Togetherness! That's what it's all about. If we could sandbag Spirited Energy, we would!

Friday, February 15, 2008

Resumption of Service



Uptown Magazine! The gift that keeps on giving! I'm in it this week, writing once again about what everybody is just dying to hear about -- Canadian politics! yaaaaaaay

A recent reworking of the Uptown schedules means that I'll be appearing triweekly instead of monthly; take it on faith that I'll be reminding you whenever I'm up.

So! Here I am again; ailing parties are recuperating well, people are back from trips, the puppy has been successfully kept alive, and now I can get back to various items of importance around here. And I've got an interesting job interview liked up for Tuesday, so it seems that -- drat and blast -- I'm going to need to get a haircut again. Pesky things!

Anyway, so yes; I return, active again. Content to follow shortly!

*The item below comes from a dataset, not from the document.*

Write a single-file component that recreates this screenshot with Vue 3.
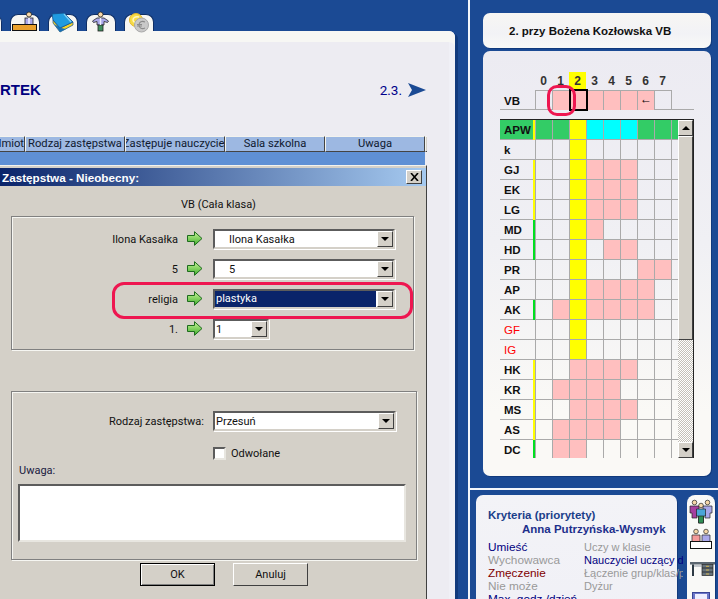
<script setup>
const hours = [0, 1, 2, 3, 4, 5, 6, 7]
const vbCells = ['', 'p', 'p', 'p', 'p', 'p', 'p', '']
const rows = [
  { n: 'APW', m: 'y', top: true, cells: ['g', 'g', 'y', 'c', 'c', 'c', 'g', 'g', 'g'] },
  { n: 'k', pink: [], yellow: true },
  { n: 'GJ', m: 'y', pink: [3, 4, 5], yellow: true },
  { n: 'EK', m: 'y', pink: [3, 4, 5], yellow: true },
  { n: 'LG', m: 'y', pink: [3, 4, 5], yellow: true },
  { n: 'MD', m: 'g', pink: [3], yellow: true },
  { n: 'HD', m: 'g', pink: [4, 5], yellow: true },
  { n: 'PR', pink: [6, 7], yellow: true },
  { n: 'AP', pink: [3, 4, 5, 6], yellow: true },
  { n: 'AK', m: 'g', pink: [1, 3, 4, 5, 6], yellow: true },
  { n: 'GF', red: true, pink: [], yellow: true },
  { n: 'IG', red: true, pink: [], yellow: true },
  { n: 'HK', m: 'y', pink: [2, 3, 4, 5] },
  { n: 'KR', m: 'y', pink: [1, 2, 3, 4] },
  { n: 'MS', m: 'y', pink: [2, 3, 4, 5] },
  { n: 'AS', m: 'y', pink: [1, 2, 3, 4] },
  { n: 'DC', m: 'g', pink: [1, 2] }
].map((r) => ({
  ...r,
  cells: r.cells || Array.from({ length: 9 }, (_, i) =>
    r.pink.includes(i) ? 'p' : (i === 2 && r.yellow ? 'y' : ''))
}))
const colHeads = [
  { t: 'dmiot', c: 'first' },
  { t: 'Rodzaj zastępstwa' },
  { t: 'Zastępuje nauczyciel', c: 'tight' },
  { t: 'Sala szkolna' },
  { t: 'Uwaga' }
]
const criteria = [
  ['Umieść', 'navy', 'Uczy w klasie', 'grey'],
  ['Wychowawca', 'grey', 'Nauczyciel uczący d', 'navy'],
  ['Zmęczenie', 'dark', 'Łączenie grup/klas/p', 'grey'],
  ['Nie może', 'grey', 'Dyżur', 'grey'],
  ['Max. godz./dzień', 'navy', '', 'grey']
]
const pickers = [
  { label: 'Ilona Kasałka', value: 'Ilona Kasałka', cls: 'inset' },
  { label: '5', value: '5', cls: 'inset' },
  { label: 'religia', value: 'plastyka', cls: 'chosen' },
  { label: '1.', value: '1', cls: 'short' }
]
</script>

<template>
  <div class="page">
    <section class="left">
      <nav class="tabs">
        <div class="tab sliver"></div>
        <div class="tab">
          <svg width="30" height="20" viewBox="0 0 30 20">
            <circle cx="19" cy="3.500" r="2.500" fill="#f6d7a8" stroke="#222" stroke-width=".8"/>
            <rect x="15" y="7" width="8" height="8" fill="#a9a8ea" stroke="#222" stroke-width=".8"/>
            <path d="M18 7h2v7h-2z" fill="#dfe0fb"/>
            <rect x="2.500" y="13.500" width="24" height="6" fill="#eaa12c" stroke="#111"/>
          </svg>
        </div>
        <div class="tab">
          <svg width="30" height="22" viewBox="0 0 30 22">
            <path d="M5 9l7 8 13-6v3L12 21 5 12z" fill="#f5d327" stroke="#14508c" stroke-width=".7"/>
            <path d="M4 3L16 2l9 9-13 6-7-8z" fill="#1f9be0" stroke="#14508c" stroke-width=".8"/>
            <path d="M16 3l7 8" stroke="#7fd0f5" stroke-width="1.200" fill="none"/>
            <path d="M6 13l6 8 6-3-5-1z" fill="#176fb6"/>
          </svg>
        </div>
        <div class="tab">
          <svg width="30" height="20" viewBox="0 0 30 20">
            <circle cx="14.500" cy="3.500" r="2.500" fill="#f6d7a8" stroke="#222" stroke-width=".8"/>
            <path d="M11 7h7l4.500 3-1 1.500-3.500-1V14h-7v-3.500l-3.500 1-1-1.500z" fill="#a9a8ea" stroke="#222" stroke-width=".8"/>
            <rect x="12" y="14" width="5" height="6" fill="#3f8f5e" stroke="#222" stroke-width=".8"/>
            <path d="M14.500 7v7" stroke="#eef" stroke-width="1.500"/>
          </svg>
        </div>
        <div class="tab">
          <svg width="30" height="22" viewBox="0 0 30 22">
            <circle cx="12" cy="9" r="6.500" fill="#f6dc45" stroke="#e3b52c"/>
            <path d="M15 6c-4-1-6 1-6 3s3 4 6 3" stroke="#fff7c0" fill="none" stroke-width="1.500"/>
            <circle cx="17.500" cy="14" r="7" fill="#c9c9c9" stroke="#a9a9a9"/>
            <path d="M21 11c-3-1.500-6 0-6 3s3 4.500 6 3M13 13.500h5M13 15h5" stroke="#8b8b8b" fill="none" stroke-width="1.100"/>
          </svg>
        </div>
      </nav>

      <main class="panel">
        <header class="heading">
          <h1 class="day">RTEK</h1>
          <div class="lesson">
            <span>2.3.</span>
            <svg width="18" height="14" viewBox="0 0 18 14"><path d="M0 0l18 7-18 7 4-7z" fill="#1b4a94"/></svg>
          </div>
        </header>

        <div class="table-head">
          <div v-for="h in colHeads" :key="h.t" class="col" :class="h.c">{{ h.t }}</div>
          <div class="col rest"></div>
        </div>
        <div class="table-row"></div>

        <div class="dialog">
          <div class="titlebar">
            <span>Zastępstwa - Nieobecny:</span>
            <button class="close" type="button">
              <svg width="9" height="8" viewBox="0 0 9 8"><path d="M1 0l7 8M8 0L1 8" stroke="#000" stroke-width="1.600" fill="none"/></svg>
            </button>
          </div>
          <div class="subject">VB (Cała klasa)</div>

          <div class="group first-group">
            <div v-for="p in pickers" :key="p.label" class="pick-row">
              <span class="pick-label">{{ p.label }}</span>
              <svg class="go" width="16" height="15" viewBox="0 0 16 15">
                <defs>
                  <linearGradient id="gr" x1="0" y1="0" x2="0" y2="1">
                    <stop offset="0" stop-color="#c9f59a"/><stop offset="1" stop-color="#3fae2a"/>
                  </linearGradient>
                </defs>
                <path d="M.5 4.500h7V.7l7.500 6.800-7.500 6.800v-3.800h-7z" fill="url(#gr)" stroke="#1d6b1d"/>
              </svg>
              <div class="combo" :class="p.cls">
                <span class="combo-text">{{ p.value }}</span>
                <span class="combo-btn"><i></i></span>
              </div>
            </div>
          </div>

          <div class="group second-group">
            <div class="kind-row">
              <label class="kind-label">Rodzaj zastępstwa:</label>
              <div class="combo plain">
                <span class="combo-text">Przesuń</span>
                <span class="combo-btn"><i></i></span>
              </div>
            </div>
            <div class="check-row">
              <span class="check"></span>
              <span>Odwołane</span>
            </div>
            <div class="note-label">Uwaga:</div>
            <div class="textbox"></div>
          </div>

          <div class="actions">
            <button class="btn default" type="button">OK</button>
            <button class="btn" type="button">Anuluj</button>
          </div>
        </div>
      </main>
    </section>

    <div class="vline"></div>

    <aside class="right">
      <div class="upper">
        <div class="card title-card">2. przy Bożena Kozłowska VB</div>
        <div class="card plan-card">
          <div class="hour-row">
            <span v-for="h in hours" :key="h" class="hour" :class="{ now: h === 2 }">{{ h }}</span>
          </div>
          <div class="vb-row">
            <span class="vb-name">VB</span>
            <span v-for="(c, i) in vbCells" :key="i" class="vb-cell" :class="c">{{ i === 6 ? '←' : '' }}</span>
            <span class="vb-cursor"></span>
          </div>
          <div class="board">
            <div class="board-rows">
              <div v-for="r in rows" :key="r.n" class="b-row">
                <div class="b-name" :class="{ red: r.red, top: r.top }">{{ r.n }}<i v-if="r.m" class="mark" :class="r.m"></i></div>
                <div v-for="(c, i) in r.cells" :key="i" class="b-cell" :class="c"></div>
              </div>
            </div>
            <div class="scroll">
              <span class="s-btn"><i class="up"></i></span>
              <span class="s-thumb"></span>
              <span class="s-track"></span>
              <span class="s-btn"><i></i></span>
            </div>
          </div>
          <div class="ring-small"></div>
        </div>
      </div>

      <div class="hline"></div>

      <div class="lower">
        <div class="card criteria">
          <div class="crit-title">Kryteria (priorytety)</div>
          <div class="crit-name">Anna Putrzyńska-Wysmyk</div>
          <div class="crit-list">
            <template v-for="c in criteria" :key="c[0]">
              <span :class="c[1]">{{ c[0] }}</span>
              <span class="second" :class="c[3]">{{ c[2] }}</span>
            </template>
          </div>
        </div>
        <div class="card tools">
          <svg class="t-people" width="24" height="26" viewBox="0 0 24 26">
            <g stroke="#222" stroke-width=".7">
              <circle cx="5.500" cy="3.500" r="2.300" fill="#f6d7a8"/><path d="M1 7h9v7H8v5H3v-5H1z" fill="#a63fa0"/>
              <circle cx="18.500" cy="3.500" r="2.300" fill="#f6d7a8"/><path d="M14 7h9v7h-2v5h-5v-5h-2z" fill="#a9a8ea"/>
              <circle cx="12" cy="6.500" r="2.300" fill="#f6d7a8"/><path d="M7.500 10h9v7h-2v7h-5v-7h-2z" fill="#4aa5d8"/>
              <path d="M9.500 17h5v7h-5z" fill="#2f8f55"/>
            </g>
          </svg>
          <svg class="t-pair" width="24" height="22" viewBox="0 0 24 22">
            <g stroke="#222" stroke-width=".7">
              <circle cx="7" cy="3.500" r="2.300" fill="#f6d7a8"/><path d="M3 7h8v7H3z" fill="#f59a9a"/>
              <circle cx="17" cy="3.500" r="2.300" fill="#f6d7a8"/><path d="M13 7h8v7h-8z" fill="#a9a8ea"/>
            </g>
            <rect x="1.500" y="13.500" width="21" height="7" fill="#fff" stroke="#111"/>
          </svg>
          <svg class="t-desk" width="25" height="14" viewBox="0 0 25 14">
            <rect x="0" y="0" width="25" height="2.500" fill="#5b6670"/>
            <path d="M2 2.500h2V14H2z" fill="#2d3a44"/>
            <rect x="12" y="2.500" width="11" height="11" fill="#66727c" stroke="#222" stroke-width=".7"/>
            <path d="M12 6h11M12 10h11" stroke="#222" stroke-width=".8"/>
            <path d="M16 4.300h3M16 8h3M16 12h3" stroke="#d4b34a" stroke-width="1"/>
            <path d="M4 4h8" stroke="#8b95a0"/>
          </svg>
          <svg class="t-floppy" width="18" height="14" viewBox="0 0 18 14">
            <rect x=".5" y=".5" width="17" height="17" fill="#6b76c8" stroke="#3a4496"/>
            <rect x="3" y="2" width="12" height="8" fill="#eef"/>
          </svg>
        </div>
      </div>
    </aside>

    <div class="ring-big"></div>
  </div>
</template>

<style>
html, body { margin: 0; padding: 0; background: #1b4a94; }
</style>

<style scoped>
.page {
  position: relative;
  display: flex;
  width: 718px;
  height: 599px;
  overflow: hidden;
  background: #1b4a94;
  font-family: Roboto, "Liberation Sans", Arial, sans-serif;
  font-size: 11px;
  color: #111;
}
.left { width: 468px; flex: none; padding-top: 14px; box-sizing: border-box; }
.vline { width: 2px; flex: none; background: #f4f6fa; }
.right { width: 248px; flex: none; display: flex; flex-direction: column; }

/* tabs */
.tabs { display: flex; gap: 8px; height: 17px; margin-left: -20px; }
.tab {
  width: 28px;
  height: 16px;
  flex: none;
  position: relative;
  background: #f6f6f3;
  border: 1px solid #0f2f66;
  border-bottom: 0;
  border-radius: 8px 8px 0 0;
}
.tab svg { position: absolute; left: -1px; top: -4px; overflow: visible; z-index: 2; }
.tab.sliver { width: 20px; }

/* main panel */
.panel {
  position: relative;
  width: 455px;
  height: 568px;
  box-sizing: border-box;
  border-radius: 0 6px 0 0;
  background: linear-gradient(90deg, #edecf2 0 449px, #f0f0f6 449px);
  box-shadow: inset 0 11px 0 #f7f7f4, 3px 2px 0 #113a7c;
  padding-top: 49px;
}
.heading { display: flex; justify-content: space-between; align-items: center; height: 20px; padding-right: 29px; }
.day { margin: 0; font-family: "Liberation Sans", Arial, sans-serif; font-size: 15px; line-height: 20px; font-weight: bold; color: #00007f; }
.lesson { display: flex; align-items: center; gap: 6px; color: #00008b; font-size: 13.500px; }
.table-head { display: flex; height: 16px; margin-top: 36px; width: 427px; }
.col {
  width: 100px;
  box-sizing: border-box;
  flex: none;
  background: #9db8e2;
  border: 1px solid;
  border-color: #f3f3ee #444 #444 #f3f3ee;
  text-align: center;
  font-size: 11.200px;
  line-height: 14px;
  color: #101a30;
  white-space: nowrap;
  overflow: hidden;
}
.col.first { width: 25px; text-align: right; direction: rtl; border-left: 0; }
.col.tight { display: flex; justify-content: center; }
.col.rest { width: 2px; background: #d4d0c8; border-right: 0; }
.table-row { height: 13px; width: 425px; background: #5f90d5; }

/* dialog */
.dialog {
  position: absolute;
  left: 0;
  top: 134px;
  width: 427px;
  height: 440px;
  box-sizing: border-box;
  background: #d4d0c8;
  border-top: 1px solid #f3f3ee;
  border-right: 1px solid #404040;
  padding-top: 2px;
}
.titlebar {
  display: flex;
  align-items: center;
  justify-content: space-between;
  height: 18px;
  padding: 0 4px 0 2px;
  background: linear-gradient(90deg, #0a246a, #a6caf0);
  color: #fff;
  font-family: "Liberation Sans", Arial, sans-serif;
  font-weight: bold;
  font-size: 11.700px;
}
.close {
  width: 16px;
  height: 14px;
  padding: 0;
  display: flex;
  align-items: center;
  justify-content: center;
  background: #d4d0c8;
  border: 1px solid;
  border-color: #fff #404040 #404040 #fff;
}
.subject { height: 30px; line-height: 38px; text-align: center; width: 437px; color: #111; }
.group {
  box-sizing: border-box;
  margin-left: 11px;
  border: 1px solid #808080;
  box-shadow: 1px 1px 0 #f6f6f2, inset 1px 1px 0 #f6f6f2;
}
.first-group {
  width: 403px;
  height: 134px;
  padding-top: 12px;
  display: flex;
  flex-direction: column;
  gap: 10px;
}
.second-group {
  width: 406px;
  height: 169px;
  margin-top: 41px;
  padding-top: 19px;
}
.pick-row { display: flex; align-items: center; height: 20px; }
.pick-label { width: 166px; text-align: right; flex: none; }
.go { margin: -2px 10px 0 9px; flex: none; }
.combo {
  box-sizing: border-box;
  position: relative;
  width: 182px;
  height: 20px;
  background: #fff;
  border: 2px solid;
  border-color: #5c5c5c #d4d0c8 #d4d0c8 #5c5c5c;
  box-shadow: 1px 1px 0 #fff;
  display: flex;
  align-items: center;
  justify-content: space-between;
}
.combo-text { padding-left: 1px; }
.combo.inset .combo-text { padding-left: 14px; }
.combo.short { width: 56px; }
.combo.chosen .combo-text {
  flex: 1;
  height: 16px;
  line-height: 16px;
  background: #0a246a;
  color: #fff;
  margin-right: 1px;
}
.combo.plain { width: 183px; }
.combo-btn {
  width: 16px;
  height: 16px;
  flex: none;
  box-sizing: border-box;
  background: #d4d0c8;
  border: 1px solid;
  border-color: #fff #404040 #404040 #fff;
  display: flex;
  align-items: center;
  justify-content: center;
}
.combo-btn i {
  width: 0;
  height: 0;
  border: 4px solid transparent;
  border-top: 4px solid #000;
  border-bottom: 0;
}
.kind-row { display: flex; align-items: center; }
.kind-label { width: 192px; text-align: right; margin-right: 9px; flex: none; }
.check-row { display: flex; align-items: center; gap: 5px; margin: 16px 0 0 201px; height: 13px; }
.check { width: 9px; height: 9px; background: #fff; border: 2px solid; border-color: #5c5c5c #e8e6e0 #e8e6e0 #5c5c5c; }
.note-label { margin: 4px 0 0 7px; height: 14px; line-height: 14px; color: #1a1a40; }
.textbox {
  box-sizing: border-box;
  width: 388px;
  height: 58px;
  margin: 6px 0 0 6px;
  background: #fff;
  border: 2px solid;
  border-color: #5c5c5c #e8e6e0 #e8e6e0 #5c5c5c;
}
.actions { display: flex; gap: 18px; margin: 3px 0 0 140px; }
.btn {
  box-sizing: border-box;
  width: 75px;
  height: 23px;
  background: #d4d0c8;
  border: 1px solid;
  border-color: #fff #404040 #404040 #fff;
  font: 11px Roboto, "Liberation Sans", Arial, sans-serif;
  color: #111;
  padding: 0;
}
.btn.default { border-color: #000; box-shadow: inset 1px 1px 0 #fff, inset -1px -1px 0 #808080; }

/* right */
.upper { height: 488px; padding: 13px 7px 0 13px; box-sizing: border-box; display: flex; flex-direction: column; gap: 3px; }
.card {
  background: #f8f8f5;
  border-radius: 7px;
  box-shadow: 1px 1px 0 #113a7c;
  font-family: "Liberation Sans", Arial, sans-serif;
}
.title-card {
  height: 35px;
  line-height: 36px;
  padding-left: 26px;
  font-size: 11.500px;
  font-weight: bold;
  background: linear-gradient(#f7f6f3, #f2f2f6 60%, #f9f9f7);
}
.plan-card {
  position: relative;
  height: 425px;
  padding: 21px 0 0 17px;
  box-sizing: border-box;
  background: linear-gradient(180deg, #ecebf2 0, #f0f0f4 45%, #faf9f6 85%);
  width: 228px;
}
.hour-row { display: flex; padding-left: 35px; height: 18px; }
.hour { width: 17px; text-align: center; font-weight: bold; font-size: 12px; line-height: 19px; color: #333; }
.hour.now { background: #ffff00; }
.vb-row {
  position: relative;
  display: flex;
  width: 194px;
  height: 20px;
  box-sizing: border-box;
  border-bottom: 1px solid #aaa;
}
.vb-name { width: 35px; font-weight: bold; font-size: 11.500px; line-height: 22px; padding-left: 4px; box-sizing: border-box; }
.vb-cell {
  box-sizing: border-box;
  width: 17px;
  height: 20px;
  border: 1px solid #aaa;
  border-width: 1px 0 0 1px;
  text-align: center;
  font-size: 12px;
  line-height: 16px;
  color: #000;
}
.vb-cell:nth-last-of-type(2) { width: 18px; border-right: 1px solid #aaa; }
.vb-cell.p { background: #ffbfbf; }
.vb-cursor {
  position: absolute;
  left: 69px;
  top: -1px;
  width: 15px;
  height: 18px;
  border: 2px solid #000;
}
.board {
  display: flex;
  width: 194px;
  height: 339px;
  margin-top: 9px;
  border-top: 1px solid #222;
  border-right: 1px solid #222;
  box-sizing: border-box;
  overflow: hidden;
}
.board-rows { width: 178px; flex: none; }
.b-row { display: flex; height: 20px; box-sizing: border-box; border-bottom: 1px solid #aaa; }
.b-name {
  position: relative;
  width: 35px;
  flex: none;
  box-sizing: border-box;
  padding-left: 4px;
  font-size: 11.500px;
  font-weight: bold;
  line-height: 21px;
  color: #111;
}
.b-name.red { color: #f00; font-weight: normal; }
.b-name.top { background: #33cc66; }
.mark { position: absolute; right: 0; top: 0; width: 2px; height: 20px; }
.mark.y { background: #ffff00; }
.mark.g { background: #00e020; }
.b-cell { width: 16px; flex: none; border-left: 1px solid #aaa; }
.b-cell:last-child { width: 6px; }
.b-cell.p { background: #ffbfbf; }
.b-cell.y { background: #ffff00; }
.b-cell.g { background: #33cc66; }
.b-cell.c { background: #00ffff; }
.scroll {
  width: 15px;
  flex: none;
  display: flex;
  flex-direction: column;
  background: repeating-conic-gradient(#c4c0b8 0 25%, #fff 0 50%) 0 0 / 2px 2px;
}
.s-btn {
  box-sizing: border-box;
  height: 16px;
  flex: none;
  background: #d4d0c8;
  border: 1px solid;
  border-color: #fff #404040 #404040 #fff;
  display: flex;
  align-items: center;
  justify-content: center;
}
.s-btn i { border: 4px solid transparent; border-top: 4px solid #000; border-bottom: 0; }
.s-btn i.up { border-top: 0; border-bottom: 4px solid #000; }
.s-thumb {
  height: 204px;
  flex: none;
  box-sizing: border-box;
  background: #d4d0c8;
  border: 1px solid;
  border-color: #fff #404040 #404040 #fff;
}
.s-track { flex: 1; }
.ring-small {
  position: absolute;
  left: 64px;
  top: 34px;
  width: 29px;
  height: 31px;
  box-sizing: border-box;
  border: 3px solid #ee1650;
  border-radius: 10px;
}
.ring-big {
  position: absolute;
  left: 112px;
  top: 282px;
  width: 301px;
  height: 37px;
  box-sizing: border-box;
  border: 3px solid #ee1650;
  border-radius: 12px;
}
.hline { height: 2px; background: #f4f6fa; flex: none; }
.lower { flex: 1; display: flex; padding: 5px 3px 0 6px; gap: 10px; min-height: 0; }
.criteria {
  width: 201px;
  height: 140px;
  flex: none;
  padding: 13px 0 0 12px;
  box-sizing: border-box;
  background: linear-gradient(180deg, #f3f3f7, #f0f0f6);
}
.crit-title { font-weight: bold; color: #1b3f8a; font-size: 11.500px; line-height: 14px; }
.crit-name { font-weight: bold; color: #1d2f8c; font-size: 11.500px; line-height: 14px; margin: 0 0 0 34px; white-space: nowrap; }
.crit-list { display: grid; grid-template-columns: 96px 99px; margin-top: 5px; line-height: 13px; font-size: 11.800px; white-space: nowrap; }
.crit-list .second { overflow: hidden; font-size: 11px; }
.navy { color: #000080; }
.grey { color: #999; }
.dark { color: #800000; }
.tools {
  width: 28px;
  height: 130px;
  flex: none;
  display: flex;
  flex-direction: column;
  align-items: center;
  padding-top: 4px;
  background: #f9f9f7;
  border-radius: 8px 8px 0 0;
}
.tools svg { flex: none; }
.t-pair { margin-top: 3px; }
.t-desk { margin: 12px 0 0 2px; }
.t-floppy { margin-top: 16px; }
</style>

Trust me!

Tuesday, February 05, 2008

Things Could Be Going Better

Owing to a sudden familial medical crisis, my mother and sister flew down to Georgia this past Sunday; the onus has been left on me to remain at home and spend my every waking and sleeping hour making sure that the entirety of the house is not demolished by the unchecked brute force and gnashing of teeth that is a five-month-old golden retriever. It's like I'm housesitting for myself, but without any of the perks that such a job normally affords.

So my apologies for having no new and exciting content to report around here; as you can imagine, I'm not getting a lot done right now. As late I'm hardly in a positive mood -- especially given the, you know, sudden familial medical crisis.

My mother and sister are scheduled to fly back this coming Monday, which obviously presents something of a problem for my schemes of driving down to Winkler to poke around the upcoming Hockey Day in Canada shenanigans and goings-on. How often do we here in Winnipeg get to chance to say that we're thinking of driving out to Winkler for a big nationally televised sports-themed mini-festival? But, no -- I'll be here in town and most likely doing the same thing I've done every day this week, which is to say virtually nothing except activities related to keeping an adorable but high-maintenance puppy alive and entertained. (We have another dog and a cat, while we're at it -- but they look after themselves pretty well, most of the time.)

Here, then, is the crux of my post; everything written above is all preamble and reference points for the following request. If anyone reading this will be heading to Winkler this week, could you pick me up one of the souvenir travel mugs? I'll pay you back for it! I figure it'd be a cute thing to have, and if anybody ever asks me about the mug I will be able to tell them a story around it that has absolutely nothing to do with the advertised event.



The dog is trying to dig through my mattress. Man alive, this has been a long week so far.